Кроме всего прочего, безусловно, после премьерных показов я испытал чувство печали и грусти, оттого что всё — бах, и закончилось.
Работа с текстом
— Белый стих Пушкина легко запоминался? Были ли трудности с работой над этим текстом? Как он укладывался в памяти?
— Вообще, у актеров есть профессиональный термин «уложить текст», когда ты «ножками» проходишь все мизансцены, запоминая реплики и монологи. В «Годунове» этот метод не работает. У Янушкевича подход к репетициям совершенно иной.
Кстати, историю царя Бориса вообще можно было донести до зрителя и без текста.

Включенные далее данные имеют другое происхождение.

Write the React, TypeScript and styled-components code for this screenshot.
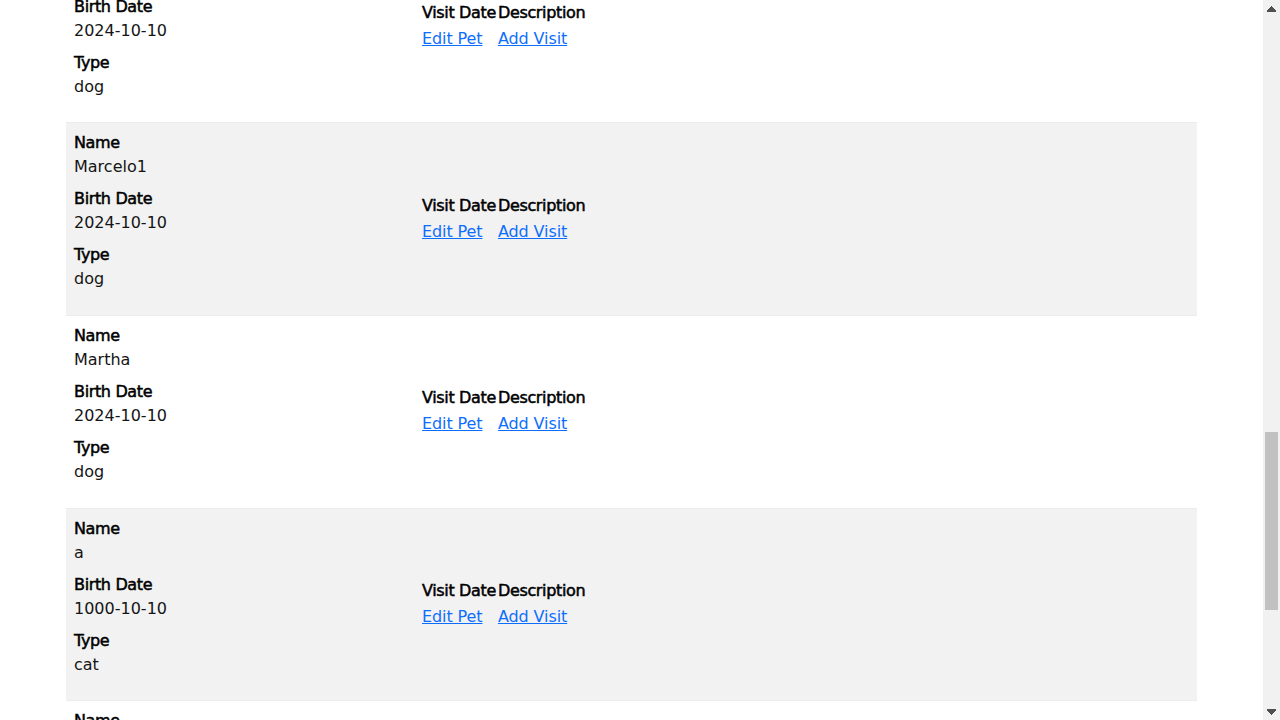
import React, { useLayoutEffect, useRef } from "react";
import styled, { createGlobalStyle } from "styled-components";

const GlobalStyle = createGlobalStyle`
  * { box-sizing: border-box; }
  html, body { margin: 0; padding: 0; background: #ffffff; overflow: hidden; }
  body {
    font-family: "DejaVu Sans", "Liberation Sans", sans-serif;
    font-size: 16px;
    line-height: 1.5;
    color: #151515;
  }
`;

const Frame = styled.div`
  display: flex;
  width: 100vw;
  height: 100vh;
  overflow: hidden;
`;

const Viewport = styled.div`
  flex: 1;
  height: 100%;
  overflow: hidden;
`;

const ScrollBar = styled.div`
  width: 17px;
  height: 100%;
  display: flex;
  flex-direction: column;
  background: #f1f1f1;
`;

const ArrowButton = styled.div`
  height: 17px;
  display: flex;
  align-items: center;
  justify-content: center;
  flex: none;
`;

const Track = styled.div<{ $top: number }>`
  flex: 1;
  padding: ${(p) => p.$top}px 2px 0;
`;

const Thumb = styled.div<{ $height: number }>`
  height: ${(p) => p.$height}px;
  background: #c1c1c1;
`;

const NavBar = styled.nav`
  height: 90px;
  background: #34302d;
  border-top: 4px solid #6db33f;
  display: flex;
  align-items: center;
  padding: 0 66px;
  gap: 32px;
`;

const Brand = styled.span`
  color: #f1f1f1;
  font-size: 22px;
  font-weight: bold;
  margin-right: auto;
`;

const NavItem = styled.span<{ $active?: boolean }>`
  color: ${(p) => (p.$active ? "#ffffff" : "#cfcfcf")};
  font-size: 14px;
  text-transform: uppercase;
  padding: 8px 12px;
  background: ${(p) => (p.$active ? "#6db33f" : "transparent")};
`;

const Container = styled.main`
  margin: 0 66px;
  padding-top: 80px;
`;

const Heading = styled.h2<{ $top?: number }>`
  font-size: 32px;
  line-height: 1.2;
  font-weight: normal;
  margin: ${(p) => p.$top ?? 0}px 0 24px;
  padding: 0 8px;
`;

const Table = styled.table`
  width: 100%;
  border-collapse: collapse;
  margin-bottom: 16px;
`;

const OwnerRow = styled.tr`
  height: 49px;
  border-bottom: 1px solid #ebebeb;
  &:nth-of-type(odd) { background: #f2f2f2; }
`;

const OwnerTh = styled.th`
  width: 150px;
  text-align: left;
  padding: 8px;
  -webkit-text-stroke: 0.5px currentColor;
  font-weight: normal;
`;

const OwnerTd = styled.td`
  padding: 8px;
`;

const ButtonRow = styled.div`
  display: flex;
  gap: 8px;
  padding: 0 8px;
`;

const Button = styled.span`
  display: inline-flex;
  align-items: center;
  height: 38px;
  padding: 0 12px;
  background: #34302d;
  color: #ffffff;
  border: 1px solid #6db33f;
  border-radius: 4px;
  font-size: 14px;
  text-transform: uppercase;
`;

const PetRow = styled.tr`
  border-bottom: 1px solid #ececec;
  &:nth-of-type(odd) { background: #f2f2f2; }
`;

const PetCell = styled.td`
  width: 348px;
  vertical-align: top;
  padding: 8px;
`;

const VisitsCell = styled.td`
  vertical-align: middle;
  padding: 8px;
`;

const Dl = styled.dl`
  margin: 0 0 15.67px;
`;

const Dt = styled.dt`
  color: #000000;
  -webkit-text-stroke: 0.5px currentColor;
  letter-spacing: -0.35px;
`;

const Dd = styled.dd`
  margin: 0 0 8px;
`;

const VisitsTable = styled.table`
  border-collapse: collapse;
`;

const VisitTh = styled.th`
  color: #000000;
  text-align: left;
  font-weight: normal;
  padding: 0 2px 1px 0;
  -webkit-text-stroke: 0.5px currentColor;
  letter-spacing: -0.35px;
  white-space: nowrap;
`;

const VisitTd = styled.td`
  padding: 1px 2px 1px 0;
  white-space: nowrap;
`;

const Link = styled.a`
  color: #0d6efd;
  text-decoration: underline;
  letter-spacing: -0.1px;
  cursor: pointer;
`;

const Footer = styled.footer`
  height: 200px;
  display: flex;
  align-items: center;
  justify-content: center;
  gap: 10px;
  color: #6db33f;
  font-size: 20px;
`;

type Pet = { name: string; birth: string; type: string };

const pets: Pet[] = [
  { name: "Leo", birth: "2010-09-07", type: "cat" },
  { name: "Basil", birth: "2012-08-06", type: "hamster" },
  { name: "Rosy", birth: "2011-04-17", type: "dog" },
  { name: "Jewel", birth: "2010-03-07", type: "dog" },
  { name: "Iggy", birth: "2010-11-30", type: "lizard" },
  { name: "Marcelo", birth: "2024-10-10", type: "dog" },
  { name: "Marcelo1", birth: "2024-10-10", type: "dog" },
  { name: "Martha", birth: "2024-10-10", type: "dog" },
  { name: "a", birth: "1000-10-10", type: "cat" },
  { name: "b", birth: "1000-10-10", type: "cat" },
];

const ANCHOR = 6;

const UpArrow = () => (
  <svg width="9" height="6" viewBox="0 0 9 6" shapeRendering="crispEdges">
    <path d="M4 0h1v1h1v1h1v1h1v1h1v2H0V4h1V3h1V2h1V1h1z" fill="#505050" />
  </svg>
);

const DownArrow = () => (
  <svg width="9" height="6" viewBox="0 0 9 6" shapeRendering="crispEdges">
    <path d="M0 0h9v2H8v1H7v1H6v1H5v1H4V5H3V4H2V3H1V2H0z" fill="#505050" />
  </svg>
);

export default function App() {
  const viewRef = useRef<HTMLDivElement>(null);
  const anchorRef = useRef<HTMLTableRowElement>(null);

  useLayoutEffect(() => {
    const view = viewRef.current;
    const el = anchorRef.current;
    if (!view || !el) return;
    const offset =
      el.getBoundingClientRect().top - view.getBoundingClientRect().top + view.scrollTop;
    view.scrollTop = Math.round(offset) - 123;
  }, []);

  return (
    <>
      <GlobalStyle />
      <Frame>
        <Viewport ref={viewRef}>
          <NavBar>
            <Brand>PetClinic</Brand>
            <NavItem>Home</NavItem>
            <NavItem $active>Find owners</NavItem>
            <NavItem>Veterinarians</NavItem>
            <NavItem>Error</NavItem>
          </NavBar>
          <Container>
            <Heading>Owner Information</Heading>
            <Table>
              <tbody>
                <OwnerRow>
                  <OwnerTh>Name</OwnerTh>
                  <OwnerTd>Marcelo Silva</OwnerTd>
                </OwnerRow>
                <OwnerRow>
                  <OwnerTh>Address</OwnerTh>
                  <OwnerTd>Rua das Flores 100</OwnerTd>
                </OwnerRow>
                <OwnerRow>
                  <OwnerTh>City</OwnerTh>
                  <OwnerTd>Lisboa</OwnerTd>
                </OwnerRow>
                <OwnerRow>
                  <OwnerTh>Telephone</OwnerTh>
                  <OwnerTd>6085551023</OwnerTd>
                </OwnerRow>
              </tbody>
            </Table>
            <ButtonRow>
              <Button>Edit Owner</Button>
              <Button>Add New Pet</Button>
            </ButtonRow>
            <Heading $top={86}>Pets and Visits</Heading>
            <Table>
              <tbody>
                {pets.map((p, i) => (
                  <PetRow key={i} ref={i === ANCHOR ? anchorRef : undefined}>
                    <PetCell>
                      <Dl>
                        <Dt>Name</Dt>
                        <Dd>{p.name}</Dd>
                        <Dt>Birth Date</Dt>
                        <Dd>{p.birth}</Dd>
                        <Dt>Type</Dt>
                        <Dd>{p.type}</Dd>
                      </Dl>
                    </PetCell>
                    <VisitsCell>
                      <VisitsTable>
                        <thead>
                          <tr>
                            <VisitTh>Visit Date</VisitTh>
                            <VisitTh>Description</VisitTh>
                          </tr>
                        </thead>
                        <tbody>
                          <tr>
                            <VisitTd>
                              <Link>Edit Pet</Link>
                            </VisitTd>
                            <VisitTd>
                              <Link>Add Visit</Link>
                            </VisitTd>
                          </tr>
                        </tbody>
                      </VisitsTable>
                    </VisitsCell>
                  </PetRow>
                ))}
              </tbody>
            </Table>
          </Container>
          <Footer>
            <svg width="40" height="40" viewBox="0 0 40 40">
              <circle cx="20" cy="20" r="18" fill="#6db33f" />
              <path d="M12 26 C14 14 24 10 30 10 C30 20 24 28 12 26 Z" fill="#fff" />
            </svg>
            <span>Spring</span>
          </Footer>
        </Viewport>
        <ScrollBar>
          <ArrowButton>
            <UpArrow />
          </ArrowButton>
          <Track $top={415}>
            <Thumb $height={178} />
          </Track>
          <ArrowButton>
            <DownArrow />
          </ArrowButton>
        </ScrollBar>
      </Frame>
    </>
  );
}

Допустим, в сцене, когда я тащу за спиной огромное и тяжелое яйцо…
— Державу…
— Да, державу… Можно не проронить ни слова, убрав этот крупный монолог. И я уверен, что зрителю будет всё предельно ясно. В спектакле «Годунов» самое сложное не выучить текст, а то, от чего мне нужно оттолкнуться и произнести первое «а». Откуда рождается текст? Как он появляется и наполняется смыслом?
Я часто представлял, как Александр Сергеевич садился, брал в руки белый лист, смотрел на него, макал перо в чернильницу и думал над текстом… Потом находил первое слово, затем второе, третье… И начинал писать:
Наряжены мы вместе город ведать,
Но, кажется, нам не за кем смотреть…
Когда я начинаю рисовать, я смотрю на белый лист и думаю: «Что же это будет?». Смотрю, смотрю, смотрю… Разглядываю шероховатости на поверхности бумаги, изучаю фактуру. Ставлю точку. И из этой «почеркушечки» берет свое начало линия, потом другая… Бац! И уже появляется рисунок. Беру другую бумажку, перерисовываю. Беру третью — довожу до ума, до идеала.
Главное — найти эту точку опоры. Так же и с текстом.